The Stars had Sam Mills and Kelvin Bryant, Jim Mora and Carl Peterson, Irv Eatman and Sean Landeta, Bart Oates and more, more, more. Trump's New Jersey Generals had Doug Flutie, Herschel Walker and a boot print in the ass that had a Stars' logo on it.

And ever since, there has not been good, unpolluted football that played by real rules and had real talent... in the spring and especially early summer, when we all could sorely use it. Bastard.

6. Lawrence Taylor. Come on, he had to be offside! Can't you morons block him? Mix in a screen! Chop block him! Just don't... drop Ron Jaworski back to pass in the same seven step drop that he always used, then watch him move up in the pocket at the last moment, but not fast enough to avoid Taylor taking him down with ridiculous speed. It would get to the point where, as an Eagles fan, I just wanted to see them punt on third down. (Oh, and of course Taylor wound up getting championship rings. Of freaking course.)

5. Willie Stargell.
The Pirates' first baseman and lefty slugger was the ringleader of the "We Are Fam-A-Lee" '79 Pirates, who not ony beat out my Phillies for the division, they also went on to win a World Series with a triumph over the Orioles.

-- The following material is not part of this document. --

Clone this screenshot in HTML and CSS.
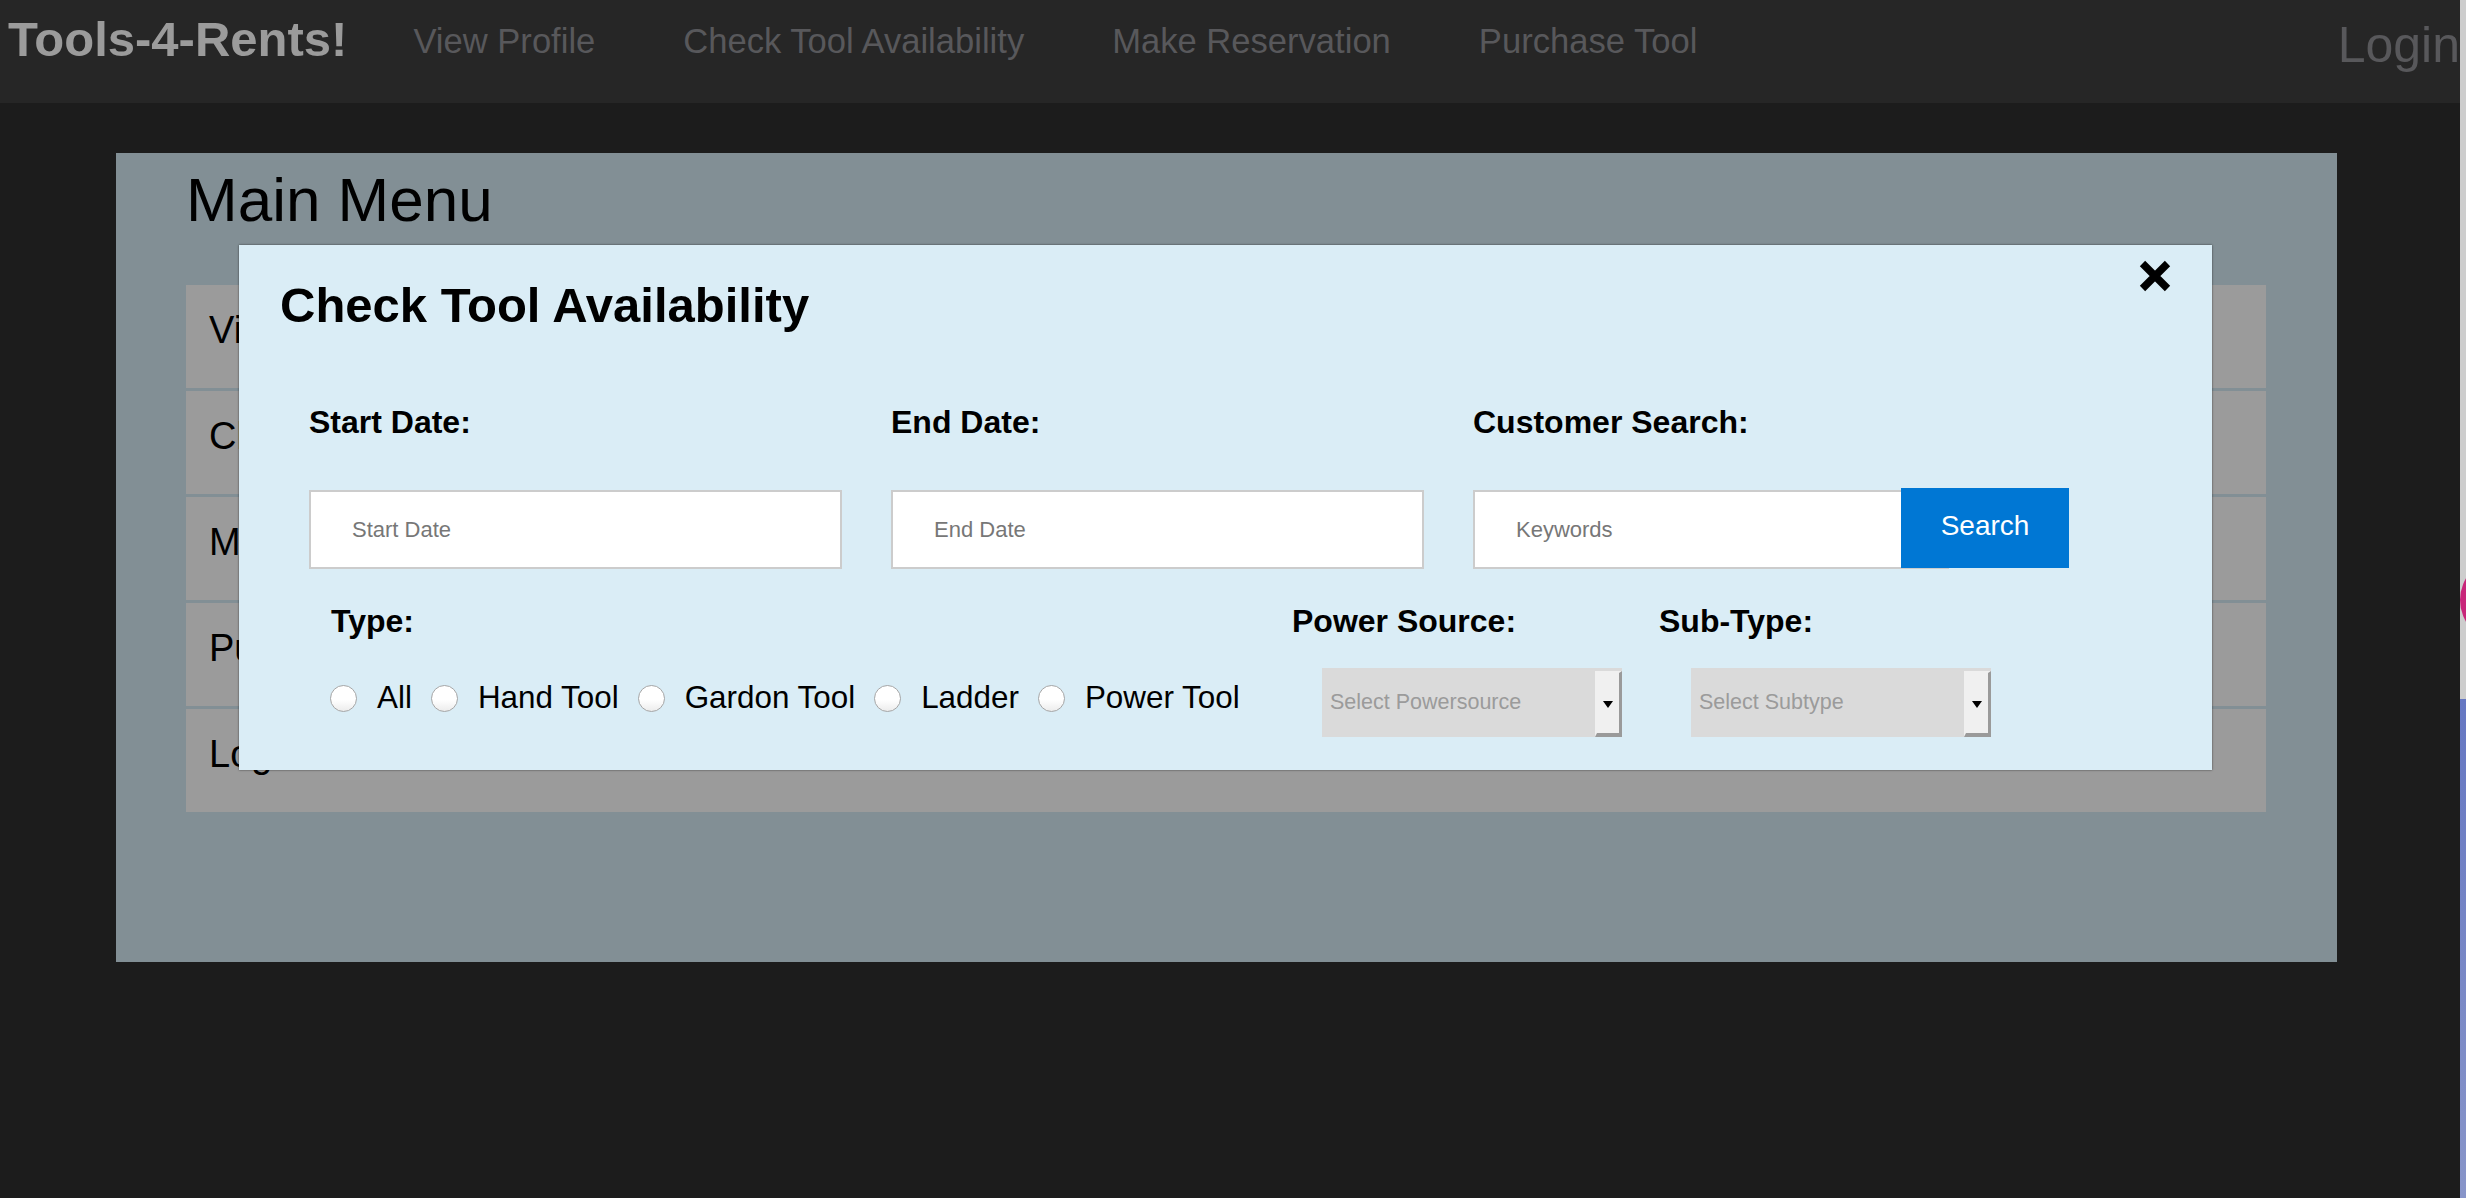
FILE: index.html
```html
<!DOCTYPE html>
<html lang="en">
<head>
<meta charset="utf-8">
<title>Tools-4-Rents!</title>
<link rel="stylesheet" href="styles.css">
</head>
<body>
<div class="page">
  <nav class="navbar">
    <div class="brand">Tools-4-Rents!</div>
    <div class="nav-links">
      <a class="nav-link">View Profile</a>
      <a class="nav-link">Check Tool Availability</a>
      <a class="nav-link">Make Reservation</a>
      <a class="nav-link">Purchase Tool</a>
    </div>
    <a class="login">Login</a>
  </nav>

  <main class="panel">
    <h1 class="panel-title">Main Menu</h1>
    <div class="menu-list">
      <div class="menu-item">View Profile</div>
      <div class="menu-item">Check Tool Availability</div>
      <div class="menu-item">Make Reservation</div>
      <div class="menu-item">Purchase Tool</div>
      <div class="menu-item">Logout</div>
    </div>
  </main>

  <section class="modal">
    <h2 class="modal-title">Check Tool Availability</h2>
    <svg class="close" viewBox="0 0 32 32" width="32" height="32">
      <path d="M3.5 3.5 L28.5 28.5 M28.5 3.5 L3.5 28.5" stroke="#000" stroke-width="7.5" stroke-linecap="butt" fill="none"/>
    </svg>
    <div class="form">
      <div class="row-top">
        <div class="field">
          <div class="field-label">Start Date:</div>
          <input class="input" type="text" placeholder="Start Date">
        </div>
        <div class="field">
          <div class="field-label">End Date:</div>
          <input class="input" type="text" placeholder="End Date">
        </div>
        <div class="field field-wide">
          <div class="field-label">Customer Search:</div>
          <div class="search-row">
            <input class="input input-search" type="text" placeholder="Keywords">
            <button class="search-btn" type="button">Search</button>
          </div>
        </div>
      </div>
      <div class="row-bottom">
        <div class="group group-type">
          <div class="field-label">Type:</div>
          <div class="radios">
            <label class="radio-opt"><input type="radio" name="type" class="radio">All</label>
            <label class="radio-opt"><input type="radio" name="type" class="radio">Hand Tool</label>
            <label class="radio-opt"><input type="radio" name="type" class="radio">Gardon Tool</label>
            <label class="radio-opt"><input type="radio" name="type" class="radio">Ladder</label>
            <label class="radio-opt"><input type="radio" name="type" class="radio">Power Tool</label>
          </div>
        </div>
        <div class="group group-power">
          <div class="field-label">Power Source:</div>
          <div class="select select-power">
            <span class="select-text">Select Powersource</span>
            <span class="select-btn"><span class="tri"></span></span>
          </div>
        </div>
        <div class="group group-sub">
          <div class="field-label">Sub-Type:</div>
          <div class="select select-sub">
            <span class="select-text">Select Subtype</span>
            <span class="select-btn"><span class="tri"></span></span>
          </div>
        </div>
      </div>
    </div>
  </section>
</div>
<div class="strip">
  <div class="strip-gray"><div class="strip-blob"></div></div>
  <div class="strip-blue"></div>
</div>
</body>
</html>
```
FILE: styles.css
```css
* { box-sizing: border-box; }
html, body { margin: 0; padding: 0; }
body {
  background: #1c1c1c;
  font-family: "Liberation Sans", Arial, sans-serif;
  color: #000;
  display: flex;
  width: 2466px;
  height: 1198px;
  overflow: hidden;
}
.page {
  width: 2460px;
  flex: none;
  position: relative;
  overflow: hidden;
}

/* navbar */
.navbar {
  height: 103px;
  background: #262626;
  display: flex;
  align-items: flex-start;
  padding-left: 8px;
}
.brand {
  font-size: 49px;
  line-height: 49px;
  font-weight: bold;
  color: #9b9b9b;
  margin-top: 15px;
}
.nav-links {
  display: flex;
  gap: 88px;
  margin-left: 66px;
  margin-top: 24px;
}
.nav-link {
  font-size: 34.6px;
  line-height: 34px;
  color: #58585b;
}
.login {
  margin-left: auto;
  font-size: 50px;
  line-height: 50px;
  color: #58585b;
  margin-top: 20px;
}

/* main panel */
.panel {
  display: block;
  margin: 50px 0 0 116px;
  width: 2221px;
  background: #828f95;
  padding: 16px 71px 150px 70px;
}
.panel-title {
  margin: 0;
  font-size: 62px;
  line-height: 62px;
  font-weight: normal;
}
.menu-list {
  margin-top: 54px;
  display: flex;
  flex-direction: column;
  gap: 3px;
}
.menu-item {
  height: 103px;
  background: #9b9b9b;
  display: flex;
  align-items: center;
  padding: 0 0 12px 23px;
  font-size: 38px;
}

/* modal */
.modal {
  position: absolute;
  left: 239px;
  top: 245px;
  width: 1973px;
  height: 525px;
  background: #daedf6;
  box-shadow: 0 0 2px rgba(0, 0, 0, 0.6);
  padding: 36px 41px 0 41px;
}
.modal-title {
  margin: 0;
  font-size: 49px;
  line-height: 49px;
  font-weight: bold;
}
.close {
  position: absolute;
  top: 15px;
  right: 41px;
}
.form { margin-left: 29px; }
.row-top {
  display: flex;
  gap: 49px;
  margin-top: 76px;
}
.field {
  width: 533px;
  display: flex;
  flex-direction: column;
}
.field-wide { width: 596px; }
.field-label {
  font-size: 32px;
  line-height: 32px;
  font-weight: bold;
}
.input {
  margin: 52px 0 0 0;
  height: 79px;
  border: 2px solid #cccccc;
  background: #fff;
  padding: 0 0 0 41px;
  font-family: "Liberation Sans", Arial, sans-serif;
  font-size: 22px;
  outline: none;
}
.input::placeholder { color: #777777; }
.search-row {
  display: flex;
  align-items: flex-start;
  margin-top: 52px;
}
.input-search {
  margin: 0;
  width: 476px;
}
.search-btn {
  position: relative;
  margin: -2px 0 0 -48px;
  width: 168px;
  height: 80px;
  border: none;
  background: #0077d4;
  color: #fff;
  font-family: "Liberation Sans", Arial, sans-serif;
  font-size: 28px;
  padding: 0 0 4px 0;
}

.row-bottom {
  display: flex;
  margin-top: 36px;
}
.group { display: flex; flex-direction: column; }
.group-type { width: 961px; margin-left: 22px; }
.group-power { width: 367px; }
.radios {
  margin-top: 41px;
  height: 40px;
  display: flex;
  align-items: center;
  gap: 19px;
  margin-left: -1px;
}
.radio-opt {
  display: flex;
  align-items: center;
  gap: 20px;
  font-size: 31.4px;
}
.radio {
  appearance: none;
  -webkit-appearance: none;
  margin: 0;
  width: 27px;
  height: 27px;
  border-radius: 50%;
  border: 1px solid #a6a6a6;
  background: linear-gradient(#ffffff 55%, #ececec);
}
.select {
  margin-top: 31px;
  width: 300px;
  height: 69px;
  background: #dadada;
  display: flex;
  align-items: stretch;
  justify-content: space-between;
}
.select-power { margin-left: 30px; }
.select-sub { margin-left: 32px; }
.select-text {
  align-self: center;
  padding: 0 0 0 8px;
  font-size: 21.5px;
  color: #9b9b9b;
}
.select-btn {
  margin-top: 3px;
  width: 27px;
  background: #f0f0f0;
  border-style: solid;
  border-width: 2px 3px 4px 2px;
  border-color: #f0f0f0 #9a9a9a #9a9a9a #f0f0f0;
  display: flex;
  align-items: center;
  justify-content: center;
}
.tri {
  width: 0;
  height: 0;
  border-left: 5px solid transparent;
  border-right: 5px solid transparent;
  border-top: 7px solid #000;
  margin-top: 2px;
}

/* right-edge strip */
.strip {
  width: 6px;
  flex: none;
  display: flex;
  flex-direction: column;
}
.strip-gray {
  height: 699px;
  background: #cdcdcd;
  position: relative;
  overflow: hidden;
}
.strip-blob {
  position: absolute;
  left: 0;
  top: 558px;
  width: 84px;
  height: 84px;
  border-radius: 50%;
  background: #c8267a;
}
.strip-blue {
  flex: 1;
  background: linear-gradient(#6577c2, #8895c9);
}
```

So not only were they irritating, and not only did their success mean that disco had power, but it also meant that the reason my team couldn't win was because they weren't a fam-a-lee. Blissfully, the Phillies broke through in the next year, ending the possibility of copycat disco. Phew.

4. Izel Jenkins. The weak link cornerback for the best defense in Eagles history, he was nicknamed "Toast" for a reason by the faithful. Perhaps he was actually a decent player and just was in an impossible situation; it just didn't matter. Everyone else on this defense had a role, value and highlights. Jenkins had a target on his back, and an eternal role as The Scapegoat.

3. Larry Bird. Here's how you know you're an unrepentant Sixers fan. You'd rather have Erving instead of Bird for your all-time NBA team, even though you know that Doc really wasn't as good. (Oh, and you also played the EA Sports Erving vs. Bird game a million times, never as Bird, and only stopped playing the game when Doc pulled off the 256-0 squeaker, in a game where Doc blocked Bird's shot 50 times, and also broked a dozen blackboards on Larry's vile head. Yes, I have issues.)

2. Jimmy Johnson. The fact that he's employed to continue to bray like a jackass on my television is the proof that evil exists in our world, and that good men will continue to be vexed each and every day for this side of the grave. (And sure, if you'd rather go with Smith, Aikman, Irvin or Jones here, I can't really stop you.)

1. Harold Katz.
The last owner of a major league area franchise to actually win their way through the playoffs was also an unrelenting tool who traded away Charles Barkley for garbage, and moved the right to Brad Daughtery for... even more utter garbage. We won't even get into drafting Shawn Bradley. Yes, that's how bad he was -- drafting Shawn Bradley isn't his worst mistake. Wow. And this is the last guy who won. Yes, it's been a fun 25 years.

2 comment(s):

Tracer Bullet said...

A Philadelphia fan who's hate list doesn't include Leonard Tose or Rich Kotite? You're a better man than I, Gunga Din.

DMtShooter said...

Not my childhood. I am freaking old.